== Supplied information ==
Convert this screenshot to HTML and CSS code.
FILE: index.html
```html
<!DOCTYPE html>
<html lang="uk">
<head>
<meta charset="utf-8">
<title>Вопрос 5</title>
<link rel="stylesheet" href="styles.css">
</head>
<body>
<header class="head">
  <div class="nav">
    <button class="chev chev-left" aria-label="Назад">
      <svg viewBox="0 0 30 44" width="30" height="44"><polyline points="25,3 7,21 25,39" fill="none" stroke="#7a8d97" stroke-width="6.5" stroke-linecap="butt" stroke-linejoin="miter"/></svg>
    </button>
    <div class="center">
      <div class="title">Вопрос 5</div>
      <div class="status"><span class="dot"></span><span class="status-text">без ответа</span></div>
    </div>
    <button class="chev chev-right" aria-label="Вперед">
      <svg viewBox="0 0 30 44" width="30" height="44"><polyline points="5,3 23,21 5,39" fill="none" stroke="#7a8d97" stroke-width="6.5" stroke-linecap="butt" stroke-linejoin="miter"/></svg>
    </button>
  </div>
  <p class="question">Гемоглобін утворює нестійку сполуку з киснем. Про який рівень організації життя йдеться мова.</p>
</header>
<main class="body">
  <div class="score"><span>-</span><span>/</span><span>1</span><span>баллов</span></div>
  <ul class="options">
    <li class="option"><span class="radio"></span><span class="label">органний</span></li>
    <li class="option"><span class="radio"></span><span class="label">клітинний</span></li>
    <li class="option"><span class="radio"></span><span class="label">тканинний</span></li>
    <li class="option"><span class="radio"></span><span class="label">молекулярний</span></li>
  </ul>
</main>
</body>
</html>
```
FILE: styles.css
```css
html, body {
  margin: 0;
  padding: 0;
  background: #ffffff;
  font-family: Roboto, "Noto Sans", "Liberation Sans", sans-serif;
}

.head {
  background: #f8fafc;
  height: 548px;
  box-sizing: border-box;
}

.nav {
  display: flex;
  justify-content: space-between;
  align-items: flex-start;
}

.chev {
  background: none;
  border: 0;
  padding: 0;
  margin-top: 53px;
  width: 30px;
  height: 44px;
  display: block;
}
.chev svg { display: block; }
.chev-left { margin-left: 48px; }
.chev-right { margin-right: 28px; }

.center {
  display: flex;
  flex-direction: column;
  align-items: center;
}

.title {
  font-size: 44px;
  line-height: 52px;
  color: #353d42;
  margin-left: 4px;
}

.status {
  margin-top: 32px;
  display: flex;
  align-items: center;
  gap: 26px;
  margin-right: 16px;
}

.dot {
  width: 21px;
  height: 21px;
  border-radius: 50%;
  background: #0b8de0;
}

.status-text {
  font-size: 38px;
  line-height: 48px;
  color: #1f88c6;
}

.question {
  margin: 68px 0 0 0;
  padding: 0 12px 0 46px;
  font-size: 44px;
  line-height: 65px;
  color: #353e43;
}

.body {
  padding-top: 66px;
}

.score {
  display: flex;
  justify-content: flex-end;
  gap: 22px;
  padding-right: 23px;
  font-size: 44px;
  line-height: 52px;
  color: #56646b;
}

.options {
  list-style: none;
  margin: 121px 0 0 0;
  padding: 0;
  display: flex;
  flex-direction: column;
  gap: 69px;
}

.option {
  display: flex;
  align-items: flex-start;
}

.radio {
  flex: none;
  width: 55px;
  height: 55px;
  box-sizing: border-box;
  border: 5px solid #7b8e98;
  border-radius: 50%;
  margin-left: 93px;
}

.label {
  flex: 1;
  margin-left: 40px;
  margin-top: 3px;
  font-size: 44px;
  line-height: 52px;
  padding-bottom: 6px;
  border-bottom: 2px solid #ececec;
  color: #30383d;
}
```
===
== Supplied information ==
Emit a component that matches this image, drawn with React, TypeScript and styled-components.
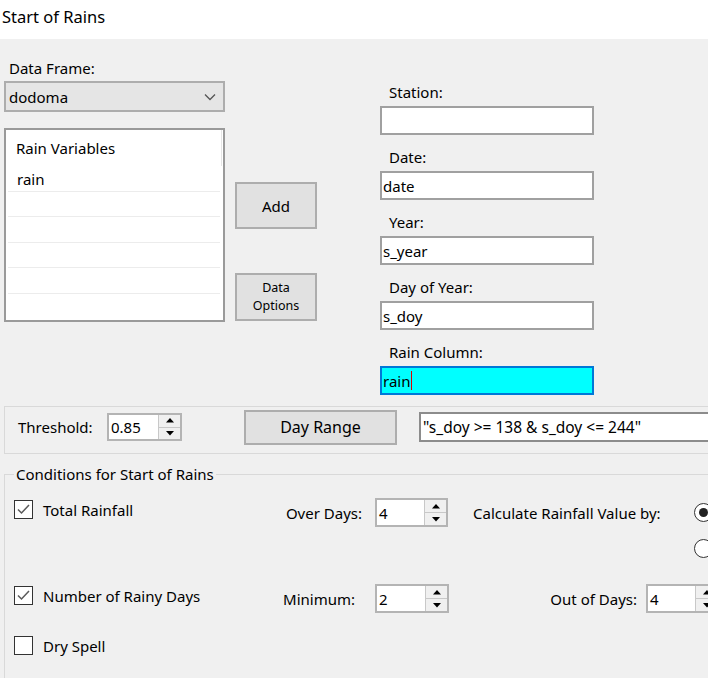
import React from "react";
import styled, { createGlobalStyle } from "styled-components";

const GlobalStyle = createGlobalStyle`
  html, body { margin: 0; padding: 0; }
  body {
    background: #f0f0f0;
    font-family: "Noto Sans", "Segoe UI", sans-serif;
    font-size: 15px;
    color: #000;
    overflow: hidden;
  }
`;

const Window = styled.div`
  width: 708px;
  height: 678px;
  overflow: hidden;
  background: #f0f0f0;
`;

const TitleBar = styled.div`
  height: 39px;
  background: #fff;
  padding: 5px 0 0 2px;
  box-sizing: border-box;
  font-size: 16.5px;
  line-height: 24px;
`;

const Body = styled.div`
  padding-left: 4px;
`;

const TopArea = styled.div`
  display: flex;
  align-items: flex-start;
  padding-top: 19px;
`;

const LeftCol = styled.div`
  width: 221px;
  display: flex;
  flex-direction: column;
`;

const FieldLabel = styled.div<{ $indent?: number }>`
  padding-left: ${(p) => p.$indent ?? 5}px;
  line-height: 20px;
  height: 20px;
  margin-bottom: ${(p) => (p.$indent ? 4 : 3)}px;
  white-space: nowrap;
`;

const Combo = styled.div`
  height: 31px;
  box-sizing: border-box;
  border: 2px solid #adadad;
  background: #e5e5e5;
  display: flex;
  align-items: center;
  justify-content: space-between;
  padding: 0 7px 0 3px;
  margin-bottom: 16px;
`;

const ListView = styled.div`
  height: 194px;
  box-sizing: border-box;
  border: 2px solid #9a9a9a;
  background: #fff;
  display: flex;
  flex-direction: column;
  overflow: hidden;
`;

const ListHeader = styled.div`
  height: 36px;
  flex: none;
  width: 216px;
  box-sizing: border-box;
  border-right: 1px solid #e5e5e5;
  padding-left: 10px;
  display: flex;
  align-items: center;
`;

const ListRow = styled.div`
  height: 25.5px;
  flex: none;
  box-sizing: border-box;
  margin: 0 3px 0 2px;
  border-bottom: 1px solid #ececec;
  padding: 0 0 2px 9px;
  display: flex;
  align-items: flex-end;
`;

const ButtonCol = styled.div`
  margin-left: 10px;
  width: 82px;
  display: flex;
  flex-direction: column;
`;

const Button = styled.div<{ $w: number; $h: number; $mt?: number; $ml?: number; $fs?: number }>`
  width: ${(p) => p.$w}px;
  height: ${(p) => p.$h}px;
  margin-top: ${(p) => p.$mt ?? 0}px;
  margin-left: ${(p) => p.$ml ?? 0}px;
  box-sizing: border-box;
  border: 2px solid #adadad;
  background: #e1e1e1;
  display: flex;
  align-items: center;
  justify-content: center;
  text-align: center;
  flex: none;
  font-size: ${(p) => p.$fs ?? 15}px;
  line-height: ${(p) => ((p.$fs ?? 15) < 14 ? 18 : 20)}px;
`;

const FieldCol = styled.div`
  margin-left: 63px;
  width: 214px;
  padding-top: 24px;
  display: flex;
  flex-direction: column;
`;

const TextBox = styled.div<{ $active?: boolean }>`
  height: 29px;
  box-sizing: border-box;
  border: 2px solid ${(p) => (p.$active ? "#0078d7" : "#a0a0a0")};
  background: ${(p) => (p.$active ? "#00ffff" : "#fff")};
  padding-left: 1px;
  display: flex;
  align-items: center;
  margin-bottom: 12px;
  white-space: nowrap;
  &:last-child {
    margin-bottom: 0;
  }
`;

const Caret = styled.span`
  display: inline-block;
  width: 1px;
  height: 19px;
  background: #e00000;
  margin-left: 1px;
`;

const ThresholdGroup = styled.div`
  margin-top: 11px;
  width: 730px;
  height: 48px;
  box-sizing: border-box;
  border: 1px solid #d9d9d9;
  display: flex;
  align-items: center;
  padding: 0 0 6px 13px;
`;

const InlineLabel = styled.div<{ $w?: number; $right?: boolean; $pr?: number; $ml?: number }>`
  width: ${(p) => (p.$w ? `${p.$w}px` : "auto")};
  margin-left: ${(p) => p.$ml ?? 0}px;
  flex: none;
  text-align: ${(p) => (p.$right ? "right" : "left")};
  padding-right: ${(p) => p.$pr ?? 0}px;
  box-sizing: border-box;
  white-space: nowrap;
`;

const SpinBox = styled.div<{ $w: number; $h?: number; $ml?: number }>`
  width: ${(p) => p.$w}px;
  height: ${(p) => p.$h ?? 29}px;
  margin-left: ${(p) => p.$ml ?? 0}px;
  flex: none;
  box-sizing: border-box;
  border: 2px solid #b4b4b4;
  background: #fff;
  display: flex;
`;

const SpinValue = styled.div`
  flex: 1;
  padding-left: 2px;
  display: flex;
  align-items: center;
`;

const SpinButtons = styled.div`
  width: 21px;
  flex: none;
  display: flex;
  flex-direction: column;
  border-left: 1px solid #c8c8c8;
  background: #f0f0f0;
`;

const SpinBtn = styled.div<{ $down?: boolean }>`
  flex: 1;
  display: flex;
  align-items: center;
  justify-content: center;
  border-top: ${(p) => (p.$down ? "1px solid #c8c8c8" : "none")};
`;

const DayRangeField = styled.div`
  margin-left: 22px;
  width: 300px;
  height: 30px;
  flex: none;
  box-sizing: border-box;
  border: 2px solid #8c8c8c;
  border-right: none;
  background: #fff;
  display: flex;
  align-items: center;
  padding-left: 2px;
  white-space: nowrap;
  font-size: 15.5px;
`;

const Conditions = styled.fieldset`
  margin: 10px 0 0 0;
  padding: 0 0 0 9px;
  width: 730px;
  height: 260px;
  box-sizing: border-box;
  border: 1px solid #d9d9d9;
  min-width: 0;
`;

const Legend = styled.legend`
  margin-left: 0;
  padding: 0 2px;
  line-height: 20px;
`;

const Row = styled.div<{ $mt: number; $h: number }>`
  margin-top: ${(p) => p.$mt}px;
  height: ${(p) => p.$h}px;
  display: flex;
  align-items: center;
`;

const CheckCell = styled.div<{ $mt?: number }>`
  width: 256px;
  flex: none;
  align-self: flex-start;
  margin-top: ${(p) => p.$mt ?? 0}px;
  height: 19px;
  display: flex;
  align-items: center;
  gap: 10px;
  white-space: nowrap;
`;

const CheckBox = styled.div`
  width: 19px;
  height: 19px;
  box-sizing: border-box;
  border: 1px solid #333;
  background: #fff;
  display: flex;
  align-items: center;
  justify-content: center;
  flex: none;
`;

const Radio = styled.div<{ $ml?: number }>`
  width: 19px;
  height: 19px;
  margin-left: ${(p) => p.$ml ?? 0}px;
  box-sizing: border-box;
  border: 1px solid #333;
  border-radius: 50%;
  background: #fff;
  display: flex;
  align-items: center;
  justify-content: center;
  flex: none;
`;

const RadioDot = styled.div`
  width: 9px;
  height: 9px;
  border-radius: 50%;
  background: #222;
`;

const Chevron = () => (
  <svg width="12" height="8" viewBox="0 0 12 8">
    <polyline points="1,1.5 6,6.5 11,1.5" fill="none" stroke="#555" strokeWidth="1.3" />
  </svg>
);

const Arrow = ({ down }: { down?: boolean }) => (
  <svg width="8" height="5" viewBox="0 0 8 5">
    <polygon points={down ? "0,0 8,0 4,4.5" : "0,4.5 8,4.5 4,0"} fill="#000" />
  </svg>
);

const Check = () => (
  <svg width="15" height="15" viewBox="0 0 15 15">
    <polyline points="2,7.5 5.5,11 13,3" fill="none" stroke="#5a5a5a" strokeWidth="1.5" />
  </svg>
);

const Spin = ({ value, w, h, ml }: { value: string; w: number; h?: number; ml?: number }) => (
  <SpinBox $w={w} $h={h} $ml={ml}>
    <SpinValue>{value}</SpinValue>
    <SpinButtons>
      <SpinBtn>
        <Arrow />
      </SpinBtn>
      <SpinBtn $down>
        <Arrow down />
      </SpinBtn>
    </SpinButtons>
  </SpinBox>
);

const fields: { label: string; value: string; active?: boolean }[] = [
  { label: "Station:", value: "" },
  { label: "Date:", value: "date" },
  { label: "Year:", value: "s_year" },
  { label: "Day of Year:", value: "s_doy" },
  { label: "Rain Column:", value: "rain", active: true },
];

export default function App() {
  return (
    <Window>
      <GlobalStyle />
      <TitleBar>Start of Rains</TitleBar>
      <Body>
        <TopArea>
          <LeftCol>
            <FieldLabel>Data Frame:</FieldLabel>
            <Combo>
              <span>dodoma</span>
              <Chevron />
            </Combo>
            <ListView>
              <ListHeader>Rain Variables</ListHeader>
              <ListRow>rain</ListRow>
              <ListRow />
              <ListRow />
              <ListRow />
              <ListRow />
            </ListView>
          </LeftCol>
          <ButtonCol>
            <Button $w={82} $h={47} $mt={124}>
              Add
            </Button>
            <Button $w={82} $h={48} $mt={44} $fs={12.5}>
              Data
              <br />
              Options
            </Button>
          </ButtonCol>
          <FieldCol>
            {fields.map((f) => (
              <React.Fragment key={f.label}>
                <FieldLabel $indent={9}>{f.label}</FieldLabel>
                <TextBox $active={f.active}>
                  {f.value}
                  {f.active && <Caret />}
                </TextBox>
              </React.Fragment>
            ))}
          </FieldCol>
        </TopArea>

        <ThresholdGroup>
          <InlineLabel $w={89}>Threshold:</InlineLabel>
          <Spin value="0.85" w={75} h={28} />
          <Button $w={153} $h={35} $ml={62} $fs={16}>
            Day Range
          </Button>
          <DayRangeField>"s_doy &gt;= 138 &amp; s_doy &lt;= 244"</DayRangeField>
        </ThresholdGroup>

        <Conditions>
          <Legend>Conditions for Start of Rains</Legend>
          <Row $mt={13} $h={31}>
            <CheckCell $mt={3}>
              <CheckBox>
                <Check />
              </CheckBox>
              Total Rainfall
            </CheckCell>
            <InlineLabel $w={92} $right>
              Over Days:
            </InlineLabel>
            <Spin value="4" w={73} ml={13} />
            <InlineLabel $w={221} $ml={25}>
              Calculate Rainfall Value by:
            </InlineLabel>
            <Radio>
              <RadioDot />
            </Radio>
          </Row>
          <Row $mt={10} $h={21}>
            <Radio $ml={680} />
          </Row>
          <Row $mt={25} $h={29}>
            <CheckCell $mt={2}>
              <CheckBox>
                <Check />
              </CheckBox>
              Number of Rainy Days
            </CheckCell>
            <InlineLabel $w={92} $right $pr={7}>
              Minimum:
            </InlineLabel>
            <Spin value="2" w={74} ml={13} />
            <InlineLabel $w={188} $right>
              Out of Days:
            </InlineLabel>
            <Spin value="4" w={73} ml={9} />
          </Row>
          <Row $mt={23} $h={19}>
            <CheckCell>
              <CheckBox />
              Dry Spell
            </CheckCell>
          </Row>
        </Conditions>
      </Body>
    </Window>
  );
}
===
Task directions: List all lines holding the string "components".

Complete answer:
Emit a component that matches this image, drawn with React, TypeScript and styled-components.
import styled, { createGlobalStyle } from "styled-components";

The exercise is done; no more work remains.